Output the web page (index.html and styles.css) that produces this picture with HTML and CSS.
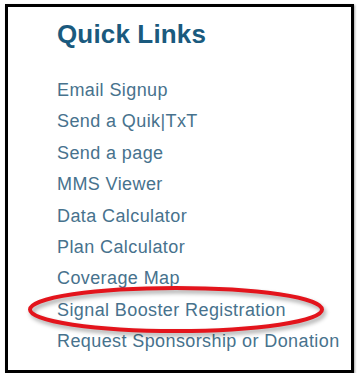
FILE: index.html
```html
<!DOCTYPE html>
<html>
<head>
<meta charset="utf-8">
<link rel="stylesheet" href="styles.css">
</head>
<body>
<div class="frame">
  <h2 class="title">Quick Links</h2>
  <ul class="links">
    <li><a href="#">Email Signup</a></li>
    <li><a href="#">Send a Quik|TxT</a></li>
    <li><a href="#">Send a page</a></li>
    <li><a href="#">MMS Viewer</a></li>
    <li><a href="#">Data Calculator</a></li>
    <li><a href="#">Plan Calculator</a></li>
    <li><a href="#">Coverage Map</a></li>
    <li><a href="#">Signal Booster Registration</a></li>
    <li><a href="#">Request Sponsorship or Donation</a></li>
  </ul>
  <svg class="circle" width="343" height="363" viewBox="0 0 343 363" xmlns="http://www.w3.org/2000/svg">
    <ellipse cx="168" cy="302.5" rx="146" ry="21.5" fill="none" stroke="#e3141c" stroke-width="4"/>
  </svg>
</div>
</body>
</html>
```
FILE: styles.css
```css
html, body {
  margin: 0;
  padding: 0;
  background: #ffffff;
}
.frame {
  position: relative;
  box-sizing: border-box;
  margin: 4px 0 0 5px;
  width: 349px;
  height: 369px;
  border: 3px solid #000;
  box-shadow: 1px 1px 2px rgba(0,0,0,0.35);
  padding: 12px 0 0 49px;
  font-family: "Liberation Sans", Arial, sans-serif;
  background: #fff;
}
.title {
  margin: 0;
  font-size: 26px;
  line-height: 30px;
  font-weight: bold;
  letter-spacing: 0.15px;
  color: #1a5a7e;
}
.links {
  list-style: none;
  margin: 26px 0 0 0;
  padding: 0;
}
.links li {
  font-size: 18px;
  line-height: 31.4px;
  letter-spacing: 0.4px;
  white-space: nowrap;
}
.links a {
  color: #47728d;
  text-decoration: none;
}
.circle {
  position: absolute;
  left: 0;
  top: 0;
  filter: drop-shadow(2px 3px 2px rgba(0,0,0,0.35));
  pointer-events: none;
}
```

- YOUR OBJECTIVE -
What is the number of lines containing "page"? Give that number only.

- THE RESPONSE -
2